Using Institutional Ethnography As a Method of Inquiry for Indigenous Research

Monday, 16 July 2018: 18:10
Oral Presentation
Elizabeth BRULE, York University, Canada
In May of 2015, the Truth and Reconciliation Commission of Canada’s released its report calling upon post-secondary institutions to play a major role in redressing the educational needs of Indigenous peoples. Emphasizing the need for Indigenous autonomy, self-determination, and community participation in all curriculum and program developments, the report urges “post-secondary institutions to educate teachers on how to integrate indigenous knowledge and teaching methods into the classroom” (7). Since this time, universities across Canada have responded, instituting culturally appropriate policy initiatives including mandatory courses for all students, language classes, and Indigenous strategic plans.

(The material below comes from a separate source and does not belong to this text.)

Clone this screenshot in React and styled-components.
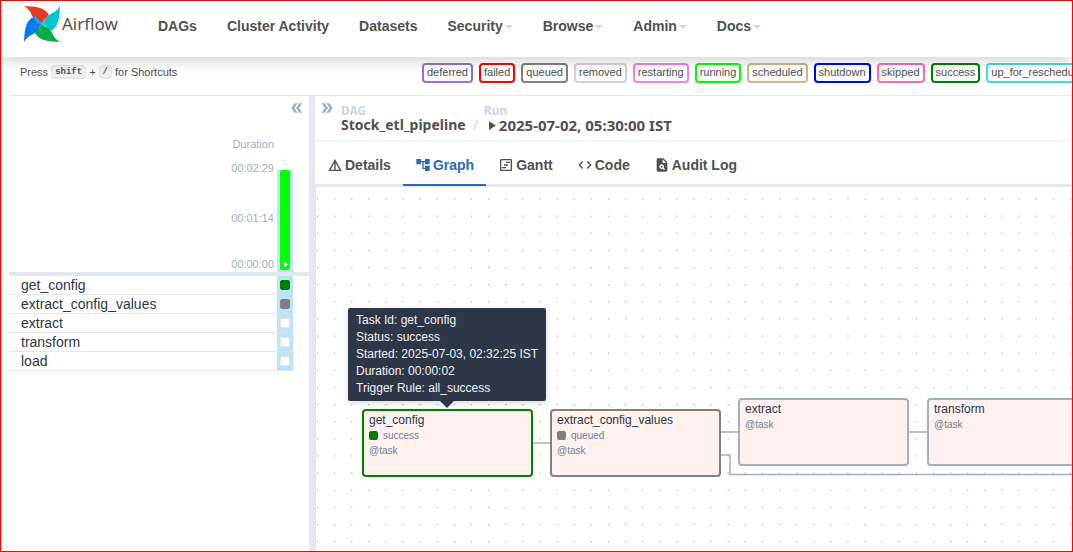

While many of these initiatives are exemplary, involving the extensive participation of Indigenous communities, there is no consensus as to what indigenization means or how it is to be achieved. In 2017/18, I carried out research to examine the challenges and successes that Indigenous faculty, students and staff have encountered in their attempts to indigenize the curriculum. An essential principle of Indigenous ways of knowing is to ensure that any academic research undertaken represents and serves Indigenous peoples. As such, my research began with Indigenous communities that are involved in implementing various initiatives to indigenize the curriculum. A research method that is in line with Indigenous methodologies is Institutional Ethnography. Developed by feminist sociologist, Dorothy E. Smith, IE is both a theory and a method that allows us to examine how large scale institutional practices and processes come to shape and organize the work activities of people’s everyday lives. This presentation will discuss my use of institutional ethnography in examining the ways in which post-secondary institutional efforts to indigenize the curriculum have influenced the social organization of Indigenous philosophical educational practices and knowledges. I will also discuss how IE provides a means to work with Indigenous communities in identifying how institutional practices are being taken-up and instituted.